In terms of Amazon and Netflix, The Long Tail lends exposure and availability to those obscure books, movies, CDs, etc., that wouldn’t make it onto the shelf in brick-and-mortar stores due to the cost of keeping it on the shelf when there’s no reasonable belief that someone looking for a particularly obscure item will actually come into a store. In short, it’s worthwhile for Amazon to have that copy of Kurosawa’s Ikiru on DVD or Shogun Kunitoki’s Tasankokaiku CD available, whereas it probably wouldn’t be for your average chain store in Middle-of-Nowhere, USA. In terms of YouTube, though, let’s think about pure exposure along The Long Tail rather than anything that’s actually sold.
Since there’s no cost involved in putting anything up on YouTube at this point, it’s probably in the interest of an obscure band with a video or a budding filmmaker with an amateur short to throw it up for the world to see, simply because it can’t hurt - having your band’s home performance seen by ten people online is better than having it seen by three friends in your parents’ basement. Ideally, weird left-field underground bands with equally weird, left-field videos are given an equal shot at exposure as the ones that might be accessible enough to some day show up on MTV.

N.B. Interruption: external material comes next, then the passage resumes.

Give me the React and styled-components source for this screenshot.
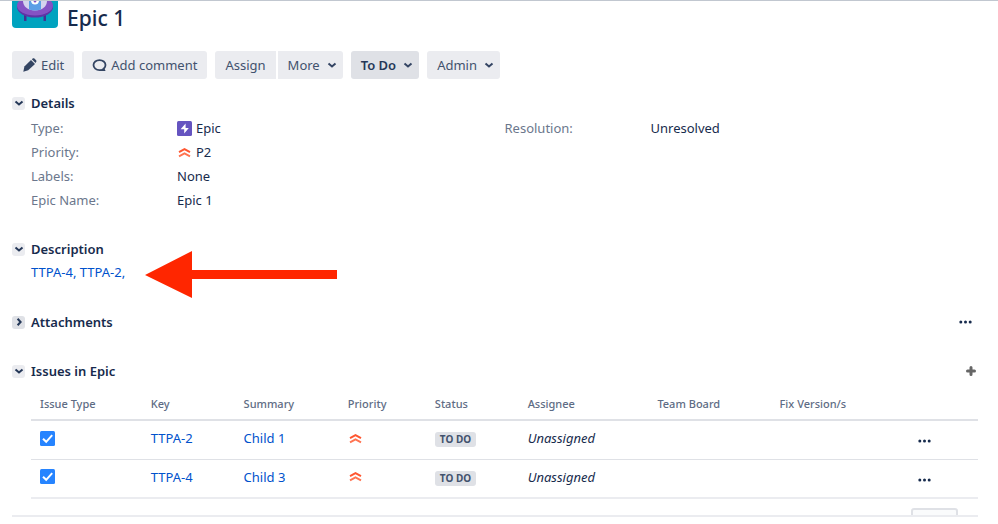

Enter “YouTube Underground”:
YouTube describes the competition as follows:
YouTube is on a quest to find the most talented and entertaining unsigned musicians and bands out there. Submit videos that best represent your group’s musical, lyrical and video-making skills. The YouTube community will vote and decide just who rules the YouTube Underground.
So the competition is meant to publicize, ostensibly, the best four bands on YouTube, voted on by users. Sounds as democratic as it gets, eh?
The problem is - well, there’s two problems. First of all, the whole deal seems shady, because as mentioned before, it’s sponsored by Cingular, and corporate sponsorship almost guarantees that the best band will probably be the most marketable band. It’s hard to imagine a truly bizarre, inaccessible act winning the contest in an upset with Cingular footing the bill.
But more important than any potential impact of corporate sponsorship, the contest itself robs YouTube of a certain “underground” appeal. In terms of its “long-tailness”, YouTube has thus far created space where the weirdest, most left field acts offered the same amount of exposure as the popular ones - in the “YouTube Underground” contest, the most popular acts, the “big head” of the power-law curve becomes as important as it does in traditional marketing. Popularity wins out, and the “musical underground” that generally benefits the most from YouTube - if it doesn’t suffer directly - has its importance diminished because it lacks the accessibility or fad-appeal that might make it a hit with YouTube’s main demographic.
One can only imagine that when the contest results are in, it will have some structural effect on the frontpage of the site. Obscure videos might not necessarily get less play than they would otherwise, but the contest winners will no doubt be plastered all over the front page and thus get more play, and there’s no way around it. More accessible videos will win, and they’ll be the first thing you see when you login. That means notably more hits for the winners.
Whether this actively deprives less accessible, weirder acts from getting hits, due to the majority of users not looking any further than the sexy splash graphic that will accompany the contest results, or whether their hits remain consistent, they’re still falling victim to YouTube’s shift in focus, from long tail to big head. Granted, in its current form, user ratings are in part used to determine what videos are “featured” on the front page. But the contest changes the entire concept of the site, giving certain videos of certain marketable artists a prominence that can’t be achieved by artists farther out on the fringe.
“Underground”? Hardly. This contest marks YouTube taking a step towards favoring the mainstream and popular, cutting off the fringe, the outsider, the poor old long tail.